2. This technique not only helps in reducing overfitting but also aids in feature selection, as it tends to drive some coefficients exactly to zero.
3. Unlike l2 regularization, which adds a squared penalty on coefficients and does not lead to sparse solutions, l1 regularization is effective in creating simpler models.
4. l1 regularization is particularly useful when dealing with high-dimensional datasets where many features may be irrelevant or redundant.
5. The choice of the penalty parameter $$\lambda$$ is crucial; it can be optimized using techniques like cross-validation to achieve the best performance.

Review Questions

• How does l1 regularization contribute to preventing overfitting in machine learning models?
  • l1 regularization contributes to preventing overfitting by adding a penalty for large coefficients in the model. This penalty discourages complex models by encouraging sparsity, meaning that some coefficients are driven to zero.
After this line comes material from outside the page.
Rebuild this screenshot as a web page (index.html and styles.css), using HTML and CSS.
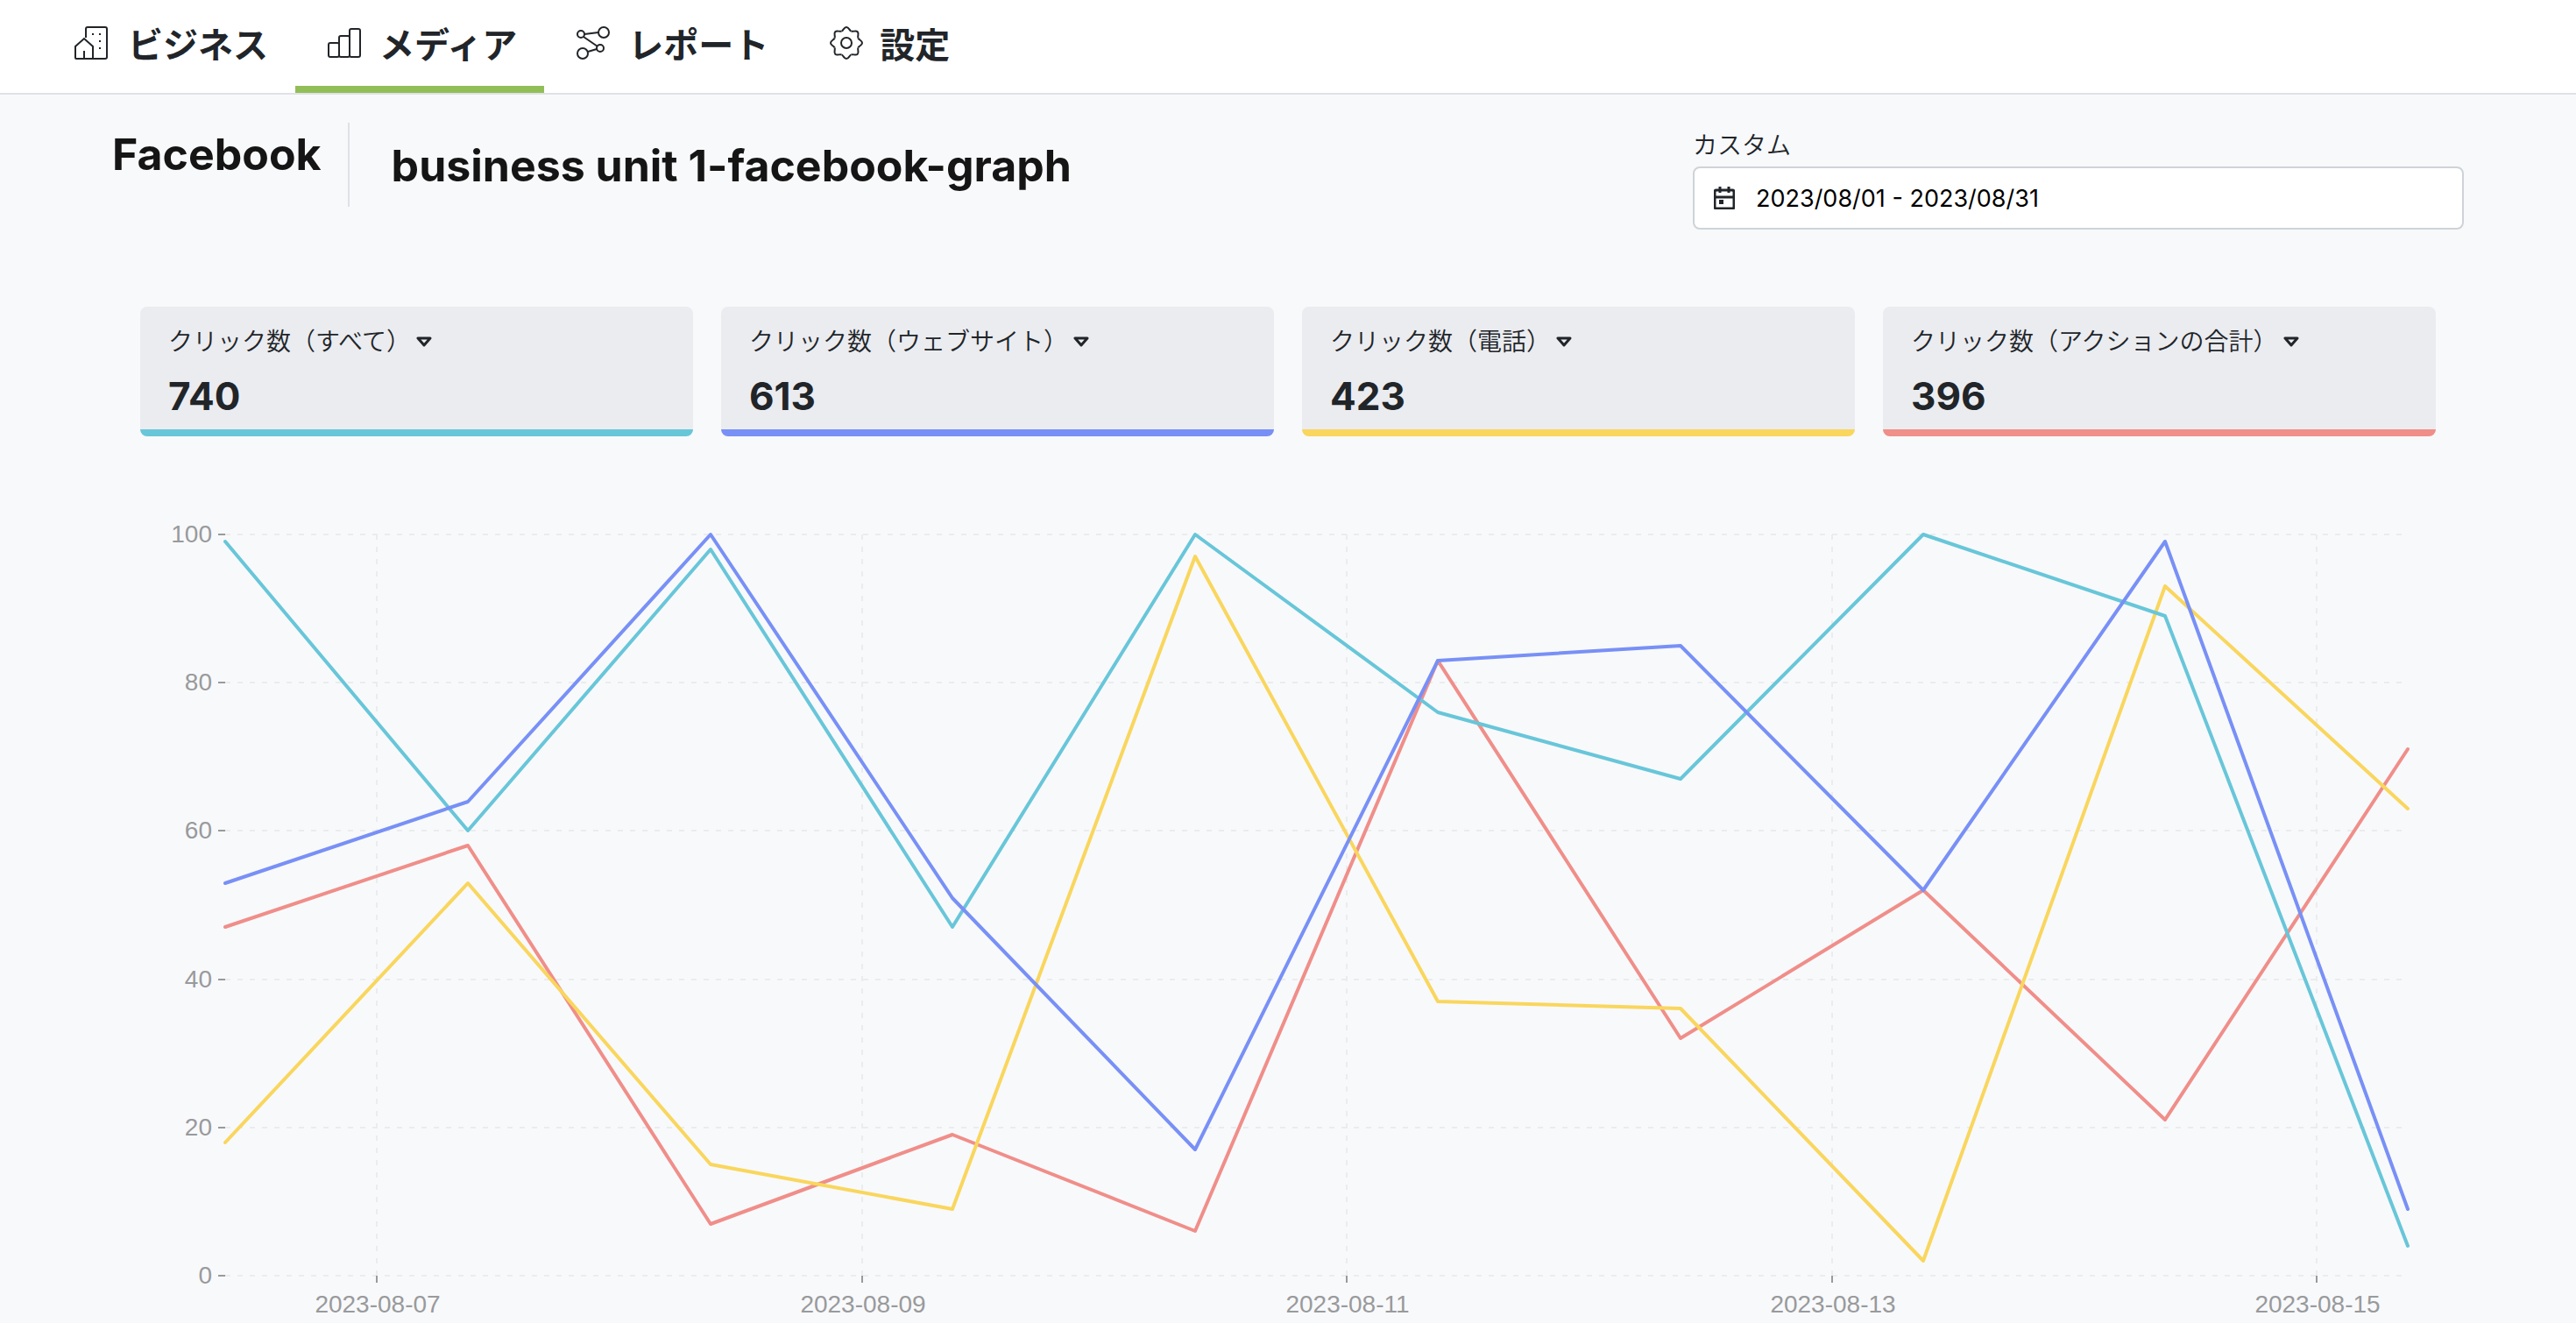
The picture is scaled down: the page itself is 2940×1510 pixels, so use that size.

As a result, l1 regularization reduces the number of features used in the model, making it simpler and more generalizable to unseen data.
• Compare and contrast l1 regularization with l2 regularization in terms of their effects on model coefficients and feature selection.
  • l1 regularization and l2 regularization differ primarily in how they handle model coefficients. While l1 regularization can shrink some coefficients to exactly zero, effectively performing feature selection, l2 regularization tends to reduce all coefficients but does not eliminate them completely. This means that l1 regularization can create sparser models, which are often easier to interpret, while l2 regularization can still include all features but with smaller impacts on their contributions.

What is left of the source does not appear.